GNOME Bugzilla – Bug 745319
queue: can lock up the pipeline on serialized queries when downstream returns errors
Last modified: 2015-03-09 07:28:58 UTC
I have a simple pipeline like this: gst-launch-1.0 playbin video-sink=fakesink uri=file:///path/to/file I am using a custom decoder element which gets picked up by playbin. The decoder has a task running on its src pad to push decoded buffers downstream which fails due to caps negotiation failing. handle_frame then starts to return GST_FLOW_NOT_NEGOTIATED as well. The problem is vqueue locks up and the pipeline hangs. I traced it farther and the problem seems to be in gstqueue decoder tries to finish a decoded frame gst_queue_chain gets called with a buffer gst_queue_loop wakes up because a buffer got pushed to the queue gst_queue_push_one picks up the buffer and then returns a flow error _loop() goes to out_flushing which will pause the task but it will the custom decoder is still not aware of this error tries to finish a new frame but since caps negotiation has not succeeded then gstvideodecoder will try to negotiate and send an allocation query which will freeze waiting on gstqueue query_handled which will never get signaled because the task has been paused. The stack trace from gdb indicates that:
+ Trace 234731
$1 = {mini_object = {type = 21345144, refcount = 1, lockstate = 0, flags = 0, copy = 0xb6ed7c15 <_gst_query_copy>, dispose = 0x0, free = 0xb6ed7161 <_gst_query_free>, n_qdata = 0, qdata = 0x0}, type = GST_QUERY_ALLOCATION} I have been reading the code and the only thing I can think of is a race condition: gst_queue_handle_sink_query queue->srcresult is set to GST_FLOW_OK before g_cond_wait gets invoked (gstqueue.c:909 and 917) meanwhile gst_queue_loop updates queue->srcresult (line 1299) and the cond never gets signaled and we wait forever. I tried with a few other decoders and I am not sure why my custom decoder is causing this ;-)
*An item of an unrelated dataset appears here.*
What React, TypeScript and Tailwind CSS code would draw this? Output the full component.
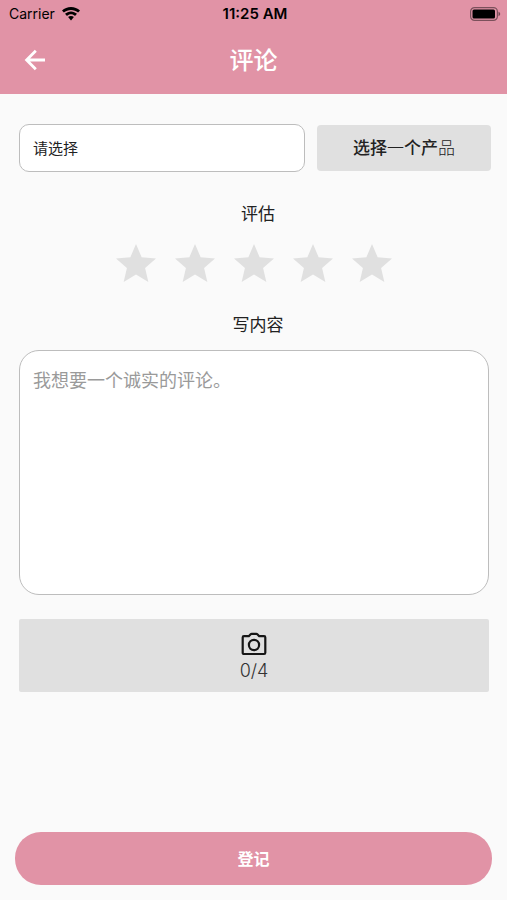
import React, { useState } from "react";
import { MdStar } from "react-icons/md";

const MAX_PHOTOS = 4;
const STARS = [1, 2, 3, 4, 5];

// ============================================================================
// ICONS
// ============================================================================
function WifiIcon() {
  return (
    <svg viewBox="0 0 18 14" className="w-[18px] h-[14px]" fill="black" aria-hidden="true">
      <path d="M9 0C5.600 0 2.400 1.300 0 3.600l1.900 2C3.800 3.800 6.300 2.900 9 2.900s5.200.9 7.100 2.700l1.900-2C15.600 1.300 12.400 0 9 0Z" />
      <path d="M9 4.400c-2.300 0-4.400.9-6 2.400l2 2.100c1.100-1 2.500-1.600 4-1.600s2.900.6 4 1.600l2-2.100c-1.600-1.500-3.700-2.400-6-2.400Z" />
      <path d="M9 8.900c-1.100 0-2.100.4-2.900 1.100L9 13.500l2.900-3.500c-.8-.7-1.800-1.100-2.900-1.100Z" />
    </svg>
  );
}

function BatteryIcon() {
  return (
    <svg viewBox="0 0 31 14" className="w-[31px] h-[14px]" aria-hidden="true">
      <rect x="0.6" y="0.6" width="26.800" height="12.800" rx="4" fill="none" stroke="black" strokeOpacity="0.45" strokeWidth="1.200" />
      <rect x="2.500" y="2.500" width="22.500" height="9" rx="1.500" fill="black" />
      <path d="M28.500 4.800c1 .4 1.700 1.200 1.700 2.200s-.7 1.800-1.700 2.200Z" fill="black" fillOpacity="0.5" />
    </svg>
  );
}

function BackIcon() {
  return (
    <svg viewBox="0 0 30 30" className="w-[30px] h-[30px]" fill="none" stroke="currentColor" strokeWidth="2.800" aria-hidden="true">
      <path d="M25 15H7.500M15.800 5.800 6.600 15l9.200 9.200" />
    </svg>
  );
}

function CameraIcon() {
  return (
    <svg viewBox="0 0 26 24" className="w-[26px] h-6" fill="none" stroke="#161616" strokeWidth="2.200" aria-hidden="true">
      <path strokeLinejoin="round" d="M2.900 4.200h4.900L9.400 2.500c.4-.4.8-.6 1.300-.6h4.600c.5 0 .9.200 1.300.6l1.600 1.700h4.900c.7 0 1.200.5 1.200 1.200v15.400c0 .7-.5 1.200-1.200 1.200H2.900c-.7 0-1.200-.5-1.200-1.200V5.400c0-.7.5-1.200 1.200-1.200Z" />
      <circle cx="13" cy="13" r="5.100" />
    </svg>
  );
}

// ============================================================================
// HEADER
// ============================================================================
function Header() {
  return (
    <header className="bg-[#e193a6]">
      <div className="grid grid-cols-3 items-center h-7 pl-[9px] pr-[6px] text-black">
        <div className="flex items-center gap-[7px] text-sm leading-5">
          <span>Carrier</span>
          <WifiIcon />
        </div>
        <span className="text-center text-[15px] leading-5 font-semibold">11:25 AM</span>
        <div className="flex justify-end">
          <BatteryIcon />
        </div>
      </div>
      <div className="grid grid-cols-[40px_1fr_40px] items-center h-[66px] px-[15px] pb-[2px] text-white">
        <button type="button" aria-label="返回" className="flex justify-center">
          <BackIcon />
        </button>
        <h1 className="pt-[2px] text-center text-2xl font-medium">评论</h1>
      </div>
    </header>
  );
}

// ============================================================================
// PAGE
// ============================================================================
export default function App() {
  const [rating, setRating] = useState(0);

  return (
    <div className="min-h-screen flex flex-col bg-[#fafafa] text-[#222] font-[Inter,'Noto_Sans_CJK_SC',sans-serif]">
      <Header />

      <main className="flex-1 flex flex-col pt-[30px]">
        <div className="flex items-center gap-3 pl-[19px] pr-4">
          <input
            readOnly
            aria-label="产品"
            defaultValue="请选择"
            className="flex-1 min-w-0 h-12 px-[13px] pb-[2px] rounded-[10px] border border-[#bdbdbd] bg-white text-[15px] outline-none"
          />
          <button type="button" className="w-[174px] h-[46px] pt-[2px] rounded-sm bg-[#e0e0e0] text-[17px] font-medium">
            选择<span className="font-light">一</span>个产<span className="font-light">品</span>
          </button>
        </div>

        <div className="flex flex-col pl-[19px] pr-[18px]">
          <h2 className="mt-[30px] pl-2 text-center text-[17px] leading-6">评估</h2>
          <div className="flex justify-center gap-[11px] mt-[14px]">
            {STARS.map((n) => (
              <button key={n} type="button" aria-label={`${n} 星`} onClick={() => setRating(n)}>
                <MdStar className={`w-12 h-12 ${n <= rating ? "text-[#e193a6]" : "text-[#e0e0e0]"}`} />
              </button>
            ))}
          </div>

          <label htmlFor="content" className="mt-[25px] pl-2 text-center text-[17px] leading-6">写内容</label>
          <textarea
            id="content"
            placeholder="我想要一个诚实的评论。"
            className="mt-[13px] h-[245px] px-[13px] py-[18px] rounded-[20px] border border-[#bdbdbd] bg-white text-lg leading-6 placeholder:text-[#9a9a9a] resize-none outline-none"
          />

          <button type="button" className="flex flex-col items-center justify-center mt-6 h-[73px] pt-1 rounded-xs bg-[#e0e0e0]">
            <CameraIcon />
            <span className="mt-[3px] text-lg leading-6 font-light text-[#333]">0/{MAX_PHOTOS}</span>
          </button>
        </div>
      </main>

      <footer className="px-[15px] pt-6 pb-[15px]">
        <button type="submit" className="w-full h-[53px] rounded-[26px] bg-[#e193a6] text-base font-bold text-white">
          登记
        </button>
      </footer>
    </div>
  );
}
Can you write a testcase for this? And maybe in queue (and probably queue2 and multiqueue) we should first check for the srcresult before waiting for the GCond... might this already fix your problem?
Looking at the code again, it already checks the srcresult before waiting in the macro. So in theory what you described should never happen.
Actually... please test this commit :) commit a941b4651ce769c87243c84050120c8d244588f6 Author: Sebastian Dröge <sebastian@centricular.com> Date: Tue Mar 3 12:48:34 2015 +0100 queue: Wake up the query function on errors from the loop function Otherwise we might wait forever for serialized queries to be handled as the loop function is stopped and as such we will never ever dequeue the query and handle it. https://bugzilla.gnome.org/show_bug.cgi?id=745319
This one is also relevant, same problem really: commit bc77a3fa0a610187d468c38ce83ceec2e9a79688 Author: Sebastian Dröge <sebastian@centricular.com> Date: Tue Mar 3 12:53:13 2015 +0100 queue2: Signal the sinkpad thread if a flow error happened It might still be waiting for a query to be handled, or the queue to become empty again for the next item. Also if downstream returns FLUSHING, flush the queue like we do in queue and multiqueue.
I tried creating a test case but miserably failed :( I also cannot reproduce it anymore. Apparently the fixes I put in the custom decoder fixed that issue somehow. I will try harder to reproduce it but it will need some more time.
Let's assume this is fixed then for now. Please reopen otherwise.